Un article de Wang Yiman, paru le 14 décembre 2018 sur le site de l’ACAS (Association for Chinese Animation Studies) : The Animation that Deconstructs Itself—Liu Jian’s Piercing I and Have a Nice Day

 

Dans cet article, l’auteure analyse les deux films d’animation de Liu Jian en rappelant la définition qu’en donne l’artiste lui-même : « des films d’animation d’une seule personne » (一个人的动画电影). Son analyse porte surtout sur le second, « Have a Nice Day » (《好极了》). Elle oppose l’enthousiasme général des critiques étrangers pour l’esthétique minimaliste et la narration absurdiste du film, à la réception plus réservée des critiques chinois, et en particulier des spécialistes de l’animation, les critiques concernant d’une part le style peu sophistiqué de l’animation, trahissant un budget peu élevé (ce qu’ils appellent « l’effet animation PowerPoint »), et par ailleurs des dialogues dits en dialecte de Nankin, volontairement sur un ton de tous les jours ; mais c’est justement ce que voulait Liu Jian : un effet non professionnel…

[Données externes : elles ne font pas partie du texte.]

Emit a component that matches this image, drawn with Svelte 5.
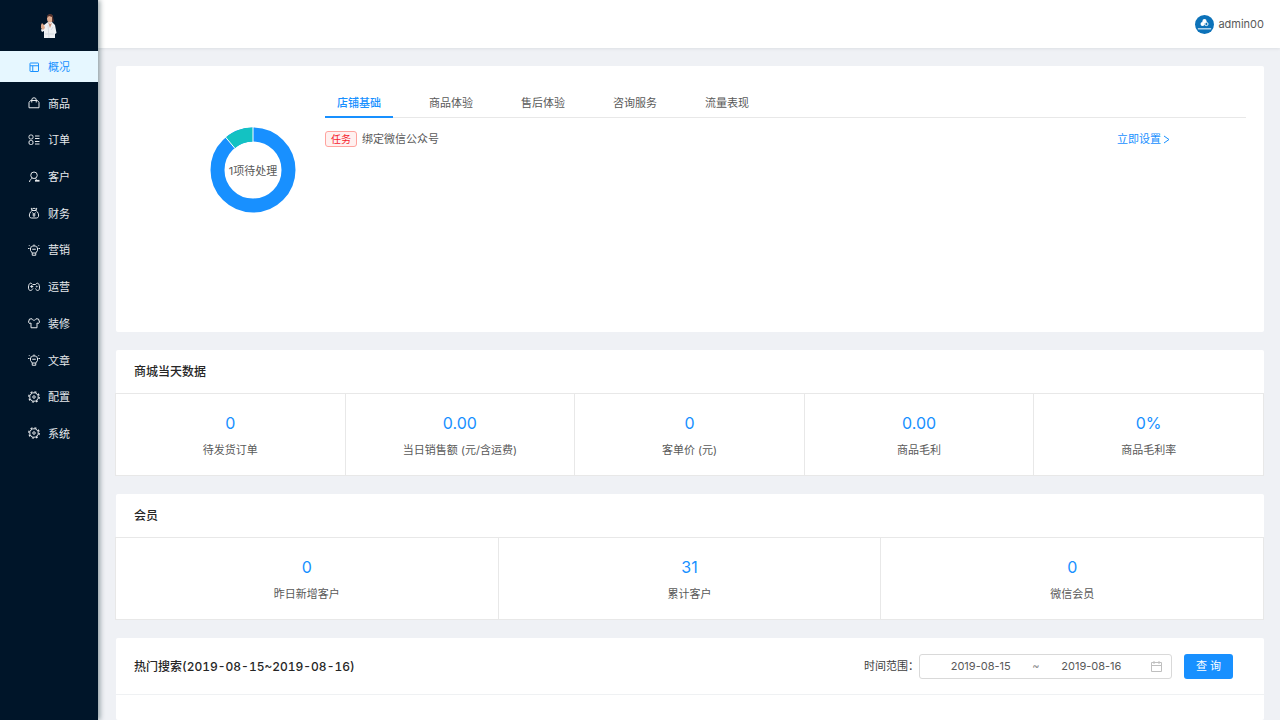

http://acas.ust.hk/2018/12/14/the-animation-that-deconstructs-itself-liu-jians-piercing-i-and-

have-a-nice-day/

 

 


 


[1] “The film’s inscrutable, laconic humour holds up a magnifying glass to attitudes to life and social conditions. Humankind’s constant greed meets a deeply insecure country in transition…  The signs and symbols of capitalism impose themselves everywhere, but most people are excluded from the life these signs promise.”

(L’humour impénétrable et laconique du film agit comme une loupe pour amplifier les attitudes envers la vie et les conditions sociales. L’avidité constante de l’homme se heurte à un pays en transition qui manque profondément d’assurance. Les signes et les symboles du capitalisme s’imposent partout d’eux-mêmes, mais la plupart des gens sont exclus de la vie que ces signes promettent)

[2] Propos recueillis par la société Rouge Distribution.

[3] Propos échangés par mail. Voir ses nouvelles : « Continue de creuser au bout, c’est l’Amérique », tr. Brigitte Duzan, Gallimard/Bleu de Chine 2015.